Founder of The Women's National Liberal Union
Gage unsuccessfully tried to prevent the conservative takeover of the women's suffrage movement. Susan B. Anthony who had helped to found the National Woman Suffrage Association (NWSA), was primarily concerned with gaining the vote, an outlook which Gage found too narrow. Conservative suffragists were drawn into the organisation, and these women tended not to support general social reform, or attacks on the church.
The American Woman Suffrage Association (AWSA), part of the conservative wing of the suffrage movement (and formerly at odds with the National), was open to the prospect of merging with the NWSA under Anthony, while Anthony was working toward unifying the suffrage movement under the single goal of gaining the vote. The merger of the two organizations, pushed through by Lucy Stone, Alice Stone Blackwell and Anthony, produced the National American Woman Suffrage Association (NAWSA) in 1890. While Stanton and Gage maintained their radical positions, they found that the only women's issue really unifying the NAWSA was the move for suffrage.
This prompted Gage to establish the Women's National Liberal Union (WNLU) in 1890, of which she was president until her death (by stroke) in 1898. Attracting more radical members than NAWSA, the WNLU was the perfect mouthpiece for her attacks on religion. She became the editor of the official journal of the WNLU, The Liberal Thinker.

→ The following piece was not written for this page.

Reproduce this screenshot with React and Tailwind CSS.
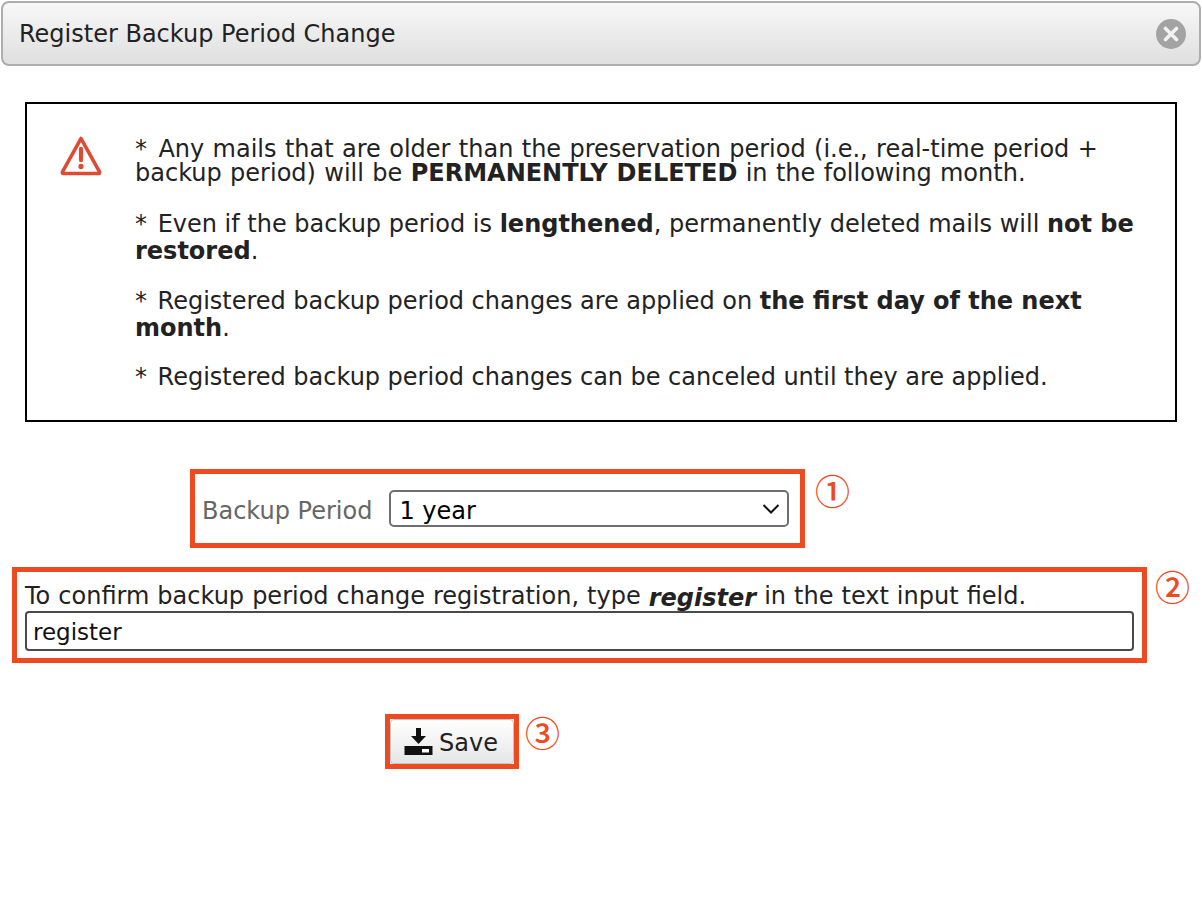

Gage was an avid opponent of the various Christian churches, and she strongly supported the separation of church and state, believing "that the greatest injury to the world has arisen from theological laws – from a union of Church and State". She wrote in October 1881:
Believing this country to be a political and not a religious organisation ... the editor of the NATIONAL CITIZEN will use all her influence of voice and pen against "Sabbath Laws", the uses of the "Bible in School", and pre-eminently against an amendment which shall introduce "God in the Constitution." —(Reference: "God in the Constitution", page 2)In 1893, she published Woman, Church and State, a book which outlined the variety of ways in which Christianity had oppressed women and reinforced patriarchal systems. It was wide-ranging and built extensively upon arguments and ideas she had previously put forth in speeches (and in a chapter of History of Woman Suffrage which bore the same name).